Regulation of Payday Lenders in the US and UK
In the United States, payday lending is regulated primarily at the state level, with the CFPB providing federal oversight of certain practices including debit authorization requirements and unfair or deceptive acts. The CFPB's 2017 payday lending rule, which was subsequently partially rescinded and subject to ongoing regulatory revision, established mandatory ability-to-repay assessment requirements for certain short-term loan products. Borrowers can submit complaints about payday lenders to the CFPB through consumerfinance.gov.
In the United Kingdom, payday lenders must be authorized by the Financial Conduct Authority (FCA) and are subject to a price cap introduced in January 2015 that limits interest and fees to 0.8% per day of the outstanding loan balance, caps total charges at 100% of the original loan amount, and limits default fees to GBP 15. These restrictions have substantially reduced the cost of payday lending in the UK compared to pre-2015 levels and eliminated many predatory practices common in the pre-regulation period.
FAQs
Can I get an instant payday loan with no credit check?
Yes. Many licensed payday lenders do not perform hard credit bureau inquiries and approve loans based on income verification and bank account history. However, "no credit check" does not mean "no verification" — lenders still assess your ability to repay through income documentation and banking history. Approval is not guaranteed, and terms vary significantly by lender and state. Always verify the lender is licensed in your state before applying.
What is the typical APR on a no-credit-check payday loan?
APRs on payday loans typically range from approximately 300% to over 600% depending on the fee structure and loan term. A common fee of USD 15 per USD 100 borrowed on a 14-day loan equates to an APR of approximately 391%. This is significantly higher than other consumer credit products including credit cards (typically 20% to 30% APR), personal loans (typically 6% to 36% APR for good credit), or credit union payday alternative loans (capped at 28% APR).
What are the safest alternatives to payday loans for people with bad credit?

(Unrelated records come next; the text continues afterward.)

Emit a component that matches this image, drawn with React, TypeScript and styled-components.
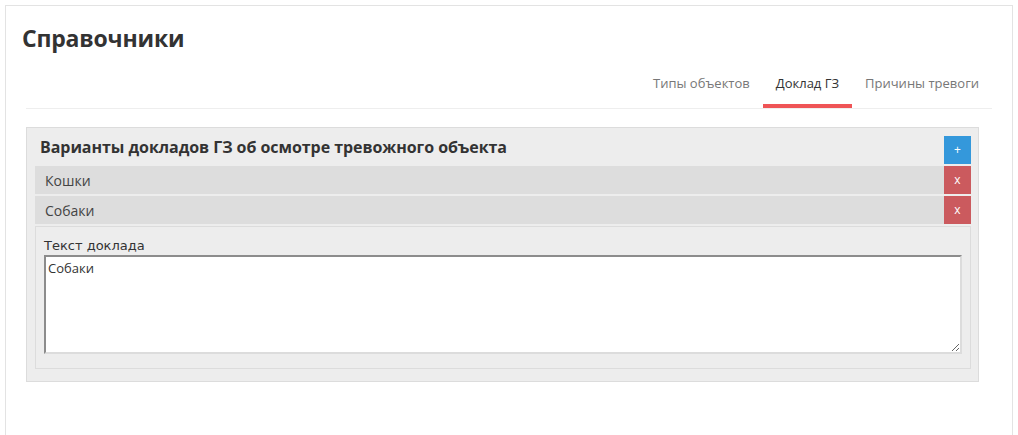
import * as React from 'react';
import { createGlobalStyle, styled } from 'styled-components';

const GlobalStyle = createGlobalStyle`
  html, body {
    margin: 0;
    padding: 0;
    background: #fff;
    font-family: 'Open Sans', 'Liberation Sans', sans-serif;
    color: #333;
  }
  * {
    box-sizing: border-box;
  }
`;

const Page = styled.div`
  margin: 5px 5px 0 5px;
  height: 440px;
  border: 1px solid #e3e3e3;
  border-bottom: none;
  background: #fff;
`;

const Title = styled.h1`
  margin: 0;
  padding: 18px 0 0 16px;
  font-size: 23px;
  line-height: 28px;
  font-weight: 700;
  color: #333;
  letter-spacing: -0.2px;
`;

const Tabs = styled.nav`
  display: flex;
  justify-content: flex-end;
  margin: 9px 20px 0 20px;
  border-bottom: 1px solid #eee;
`;

const Tab = styled.a<{ $active?: boolean }>`
  padding: 13px 13px 12px 13px;
  font-size: 13px;
  line-height: 18px;
  color: ${(p) => (p.$active ? '#333' : '#777')};
  border-bottom: 4px solid ${(p) => (p.$active ? '#ef5456' : 'transparent')};
  cursor: pointer;
  white-space: nowrap;
`;

const Panel = styled.section`
  margin: 18px 33px 0 20px;
  padding: 8px 7px 12px 8px;
  background: #ededed;
  border: 1px solid #dcdcdc;
  display: flex;
  flex-direction: column;
  gap: 2px;
`;

const PanelHeader = styled.div`
  display: flex;
  align-items: center;
  height: 28px;
`;

const PanelTitle = styled.h2`
  flex: 1;
  margin: 0 0 6px 0;
  padding-left: 5px;
  font-size: 16px;
  font-weight: 700;
  color: #333;
  line-height: 20px;
  letter-spacing: -0.05px;
`;

const SquareButton = styled.button<{ $variant: 'add' | 'remove' }>`
  width: 27px;
  height: 28px;
  flex-shrink: 0;
  border: none;
  padding: 0;
  margin: 0;
  font-family: 'Open Sans', 'Liberation Sans', sans-serif;
  font-size: 12px;
  line-height: 28px;
  color: #fff;
  background: ${(p) => (p.$variant === 'add' ? '#3498db' : '#cb5a5e')};
  cursor: pointer;
`;

const Row = styled.div`
  display: flex;
  align-items: center;
  height: 28px;
  background: #dddddd;
`;

const RowLabel = styled.div`
  flex: 1;
  padding-left: 10px;
  font-size: 14px;
  color: #444;
`;

const Editor = styled.div`
  padding: 10px 8px 14px 8px;
  background: #ededed;
  border: 1px solid #dcdcdc;
  display: flex;
  flex-direction: column;
`;

const FieldLabel = styled.label`
  font-family: 'DejaVu Sans', 'Open Sans', sans-serif;
  font-size: 13px;
  line-height: 18px;
  color: #333;
`;

const TextArea = styled.textarea`
  display: block;
  width: 100%;
  height: 99px;
  padding: 2px 2px;
  border-style: solid;
  border-width: 2px;
  border-color: #8c8c8c #dcdcdc #dcdcdc #8c8c8c;
  background: #fff;
  font-family: 'Open Sans', 'Liberation Sans', sans-serif;
  font-size: 13px;
  line-height: 18px;
  color: #333;
  resize: both;
  outline: none;
`;

const reports = [
  { id: 1, title: 'Кошки' },
  { id: 2, title: 'Собаки' },
];

export default function App() {
  const [text, setText] = React.useState('Собаки');

  return (
    <>
      <GlobalStyle />
      <Page>
        <Title>Справочники</Title>
        <Tabs>
          <Tab>Типы объектов</Tab>
          <Tab $active>Доклад ГЗ</Tab>
          <Tab>Причины тревоги</Tab>
        </Tabs>
        <Panel>
          <PanelHeader>
            <PanelTitle>Варианты докладов ГЗ об осмотре тревожного объекта</PanelTitle>
            <SquareButton type="button" $variant="add" title="Добавить">
              +
            </SquareButton>
          </PanelHeader>
          {reports.map((r) => (
            <Row key={r.id}>
              <RowLabel>{r.title}</RowLabel>
              <SquareButton type="button" $variant="remove" title="Удалить">
                x
              </SquareButton>
            </Row>
          ))}
          <Editor>
            <FieldLabel htmlFor="report-text">Текст доклада</FieldLabel>
            <TextArea id="report-text" value={text} onChange={(e) => setText(e.target.value)} />
          </Editor>
        </Panel>
      </Page>
    </>
  );
}
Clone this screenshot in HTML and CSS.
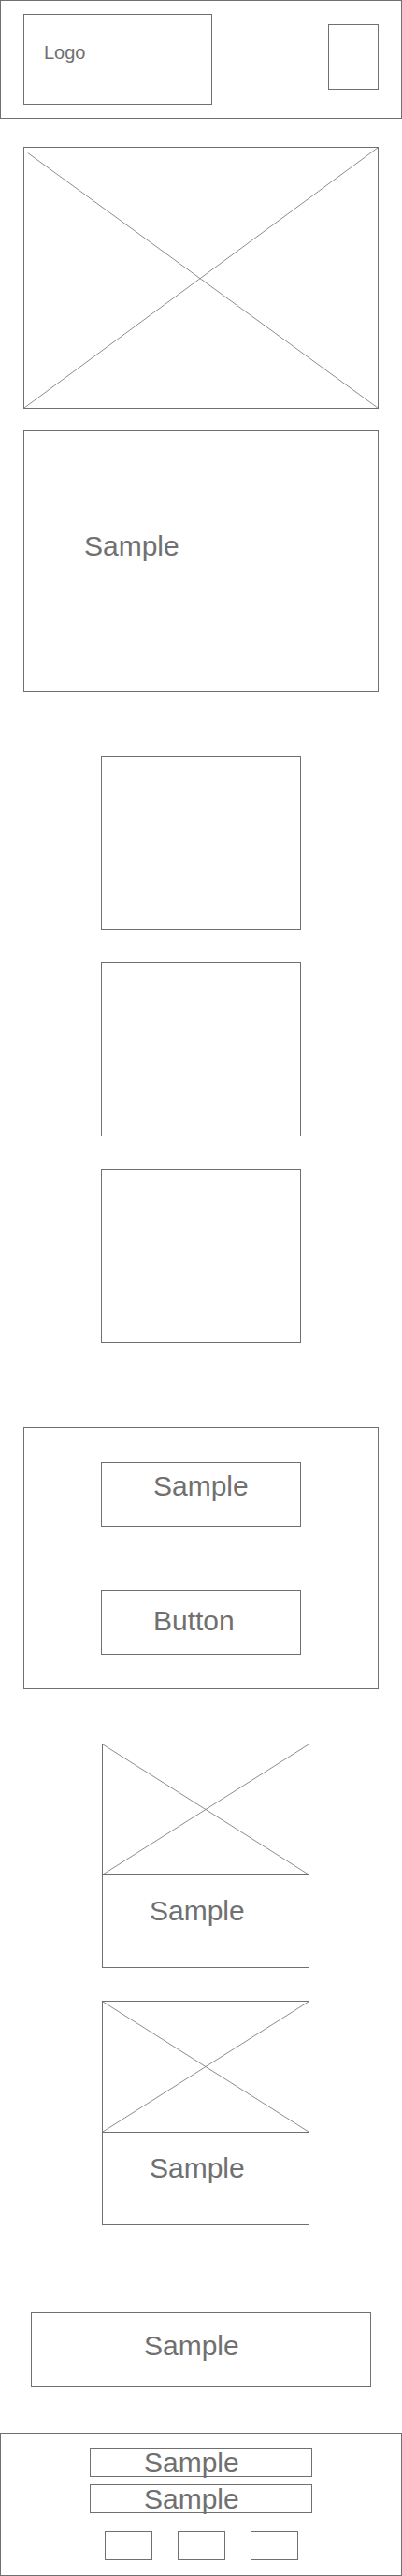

The safest alternatives in order of recommended priority are: Payday Alternative Loans (PALs) from federal credit unions, capped at 28% APR; earned wage access apps including Dave, Earnin, and Chime SpotMe; emergency assistance programs through 211 or benefits.gov; and personal installment loans from regulated online lenders. All of these options are significantly less expensive than payday loans and do not carry the debt cycle risk associated with single-payment, high-fee payday products.
Are payday loans available in all US states?
No. Several US states have effectively banned payday lending by implementing interest rate caps that make commercially viable payday loan products illegal under state law. States that have banned or heavily restricted payday lending include New York, New Jersey, Massachusetts, Connecticut, Vermont, Maryland, Pennsylvania, West Virginia, North Carolina, Georgia, and Arizona. States with minimal or no restrictions include Nevada, Utah, Idaho, and Wyoming. Borrowers should check their state's specific regulations through their state financial regulator's website.
How quickly can I receive funds from a no-credit-check payday loan?
Many licensed payday lenders complete their automated approval process within minutes and transfer funds to the borrower's bank account on the same business day if the application is submitted before the lender's daily cut-off time (typically between 12pm and 2pm Eastern Time for same-day funding). Applications submitted after the cut-off, or on weekends or bank holidays, are typically funded on the next business day. Some lenders offer debit card funding that may be faster than ACH bank transfer for borrowers whose debit cards support instant transfer.